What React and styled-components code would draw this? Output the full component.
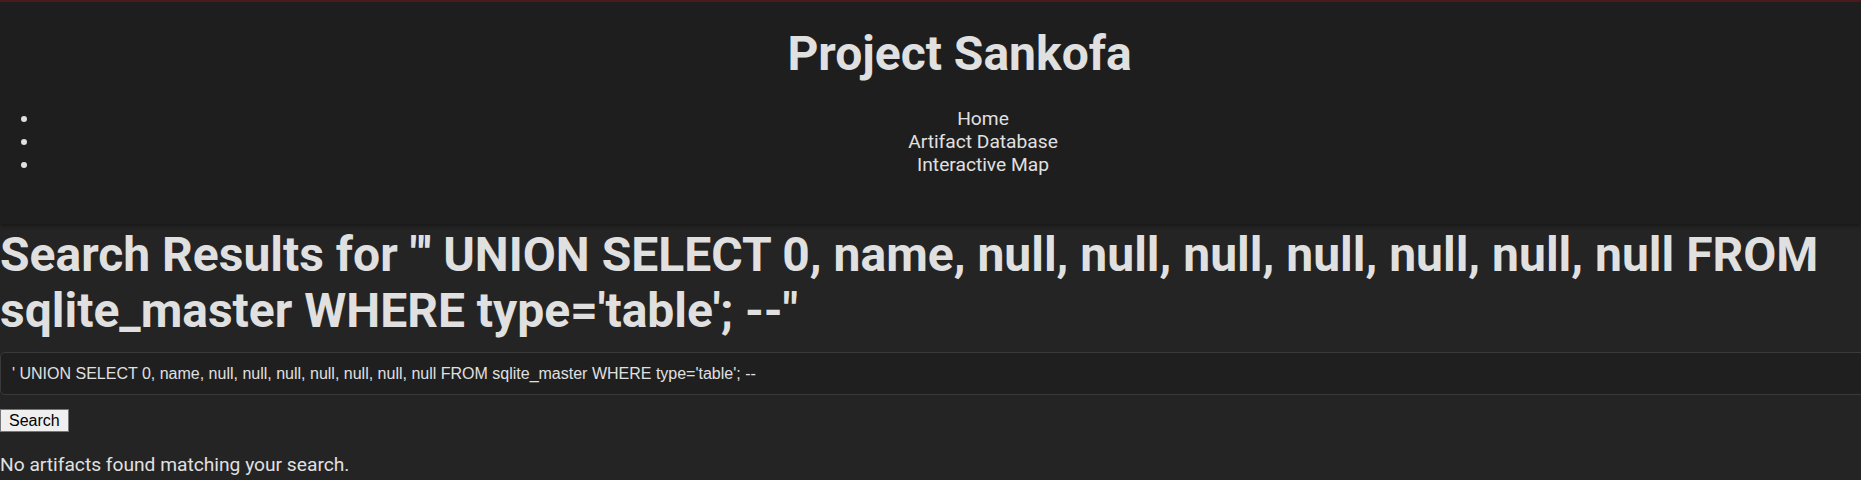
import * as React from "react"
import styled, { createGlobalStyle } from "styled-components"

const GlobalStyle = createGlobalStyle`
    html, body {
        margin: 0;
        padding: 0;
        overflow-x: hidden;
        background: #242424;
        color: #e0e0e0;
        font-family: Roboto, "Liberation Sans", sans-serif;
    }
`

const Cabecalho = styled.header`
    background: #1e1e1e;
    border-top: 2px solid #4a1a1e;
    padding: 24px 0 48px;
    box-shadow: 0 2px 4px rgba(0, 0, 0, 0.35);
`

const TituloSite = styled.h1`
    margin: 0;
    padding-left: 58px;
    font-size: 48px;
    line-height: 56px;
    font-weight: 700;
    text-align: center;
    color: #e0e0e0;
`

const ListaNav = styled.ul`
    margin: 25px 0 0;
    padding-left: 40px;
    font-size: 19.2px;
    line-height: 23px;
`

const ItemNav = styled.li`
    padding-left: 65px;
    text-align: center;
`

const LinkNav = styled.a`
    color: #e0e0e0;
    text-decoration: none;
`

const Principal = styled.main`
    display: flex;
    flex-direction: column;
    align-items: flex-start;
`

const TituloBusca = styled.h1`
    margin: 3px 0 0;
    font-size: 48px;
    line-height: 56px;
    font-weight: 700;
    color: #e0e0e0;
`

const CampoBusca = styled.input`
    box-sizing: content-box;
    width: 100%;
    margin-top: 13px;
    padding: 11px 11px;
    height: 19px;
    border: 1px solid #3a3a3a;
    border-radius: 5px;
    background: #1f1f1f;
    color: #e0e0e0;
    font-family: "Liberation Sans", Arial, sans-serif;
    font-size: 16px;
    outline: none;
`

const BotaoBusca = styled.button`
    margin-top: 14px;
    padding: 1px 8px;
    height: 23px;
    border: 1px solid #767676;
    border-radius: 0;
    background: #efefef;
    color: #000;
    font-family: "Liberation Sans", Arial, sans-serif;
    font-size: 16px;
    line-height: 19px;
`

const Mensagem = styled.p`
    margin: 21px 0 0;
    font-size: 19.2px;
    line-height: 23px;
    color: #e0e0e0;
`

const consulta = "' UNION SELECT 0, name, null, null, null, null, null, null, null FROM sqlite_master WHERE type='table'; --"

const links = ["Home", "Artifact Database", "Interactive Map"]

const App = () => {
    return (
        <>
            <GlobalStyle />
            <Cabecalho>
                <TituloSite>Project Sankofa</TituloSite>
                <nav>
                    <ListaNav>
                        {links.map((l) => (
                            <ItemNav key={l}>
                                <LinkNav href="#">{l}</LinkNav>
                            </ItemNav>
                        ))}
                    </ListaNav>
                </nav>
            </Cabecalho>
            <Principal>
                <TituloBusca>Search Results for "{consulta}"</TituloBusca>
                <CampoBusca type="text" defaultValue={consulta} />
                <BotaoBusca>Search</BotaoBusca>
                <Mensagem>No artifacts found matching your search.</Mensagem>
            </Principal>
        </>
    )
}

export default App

> [GOAL]
The data should be printed again unchanged; leave its pictures out.

> [SOLUTION TO THIS PROBLEM]
What React and styled-components code would draw this? Output the full component.
import * as React from "react"
import styled, { createGlobalStyle } from "styled-components"

const GlobalStyle = createGlobalStyle`
    html, body {
        margin: 0;
        padding: 0;
        overflow-x: hidden;
        background: #242424;
        color: #e0e0e0;
        font-family: Roboto, "Liberation Sans", sans-serif;
    }
`

const Cabecalho = styled.header`
    background: #1e1e1e;
    border-top: 2px solid #4a1a1e;
    padding: 24px 0 48px;
    box-shadow: 0 2px 4px rgba(0, 0, 0, 0.35);
`

const TituloSite = styled.h1`
    margin: 0;
    padding-left: 58px;
    font-size: 48px;
    line-height: 56px;
    font-weight: 700;
    text-align: center;
    color: #e0e0e0;
`

const ListaNav = styled.ul`
    margin: 25px 0 0;
    padding-left: 40px;
    font-size: 19.2px;
    line-height: 23px;
`

const ItemNav = styled.li`
    padding-left: 65px;
    text-align: center;
`

const LinkNav = styled.a`
    color: #e0e0e0;
    text-decoration: none;
`

const Principal = styled.main`
    display: flex;
    flex-direction: column;
    align-items: flex-start;
`

const TituloBusca = styled.h1`
    margin: 3px 0 0;
    font-size: 48px;
    line-height: 56px;
    font-weight: 700;
    color: #e0e0e0;
`

const CampoBusca = styled.input`
    box-sizing: content-box;
    width: 100%;
    margin-top: 13px;
    padding: 11px 11px;
    height: 19px;
    border: 1px solid #3a3a3a;
    border-radius: 5px;
    background: #1f1f1f;
    color: #e0e0e0;
    font-family: "Liberation Sans", Arial, sans-serif;
    font-size: 16px;
    outline: none;
`

const BotaoBusca = styled.button`
    margin-top: 14px;
    padding: 1px 8px;
    height: 23px;
    border: 1px solid #767676;
    border-radius: 0;
    background: #efefef;
    color: #000;
    font-family: "Liberation Sans", Arial, sans-serif;
    font-size: 16px;
    line-height: 19px;
`

const Mensagem = styled.p`
    margin: 21px 0 0;
    font-size: 19.2px;
    line-height: 23px;
    color: #e0e0e0;
`

const consulta = "' UNION SELECT 0, name, null, null, null, null, null, null, null FROM sqlite_master WHERE type='table'; --"

const links = ["Home", "Artifact Database", "Interactive Map"]

const App = () => {
    return (
        <>
            <GlobalStyle />
            <Cabecalho>
                <TituloSite>Project Sankofa</TituloSite>
                <nav>
                    <ListaNav>
                        {links.map((l) => (
                            <ItemNav key={l}>
                                <LinkNav href="#">{l}</LinkNav>
                            </ItemNav>
                        ))}
                    </ListaNav>
                </nav>
            </Cabecalho>
            <Principal>
                <TituloBusca>Search Results for "{consulta}"</TituloBusca>
                <CampoBusca type="text" defaultValue={consulta} />
                <BotaoBusca>Search</BotaoBusca>
                <Mensagem>No artifacts found matching your search.</Mensagem>
            </Principal>
        </>
    )
}

export default App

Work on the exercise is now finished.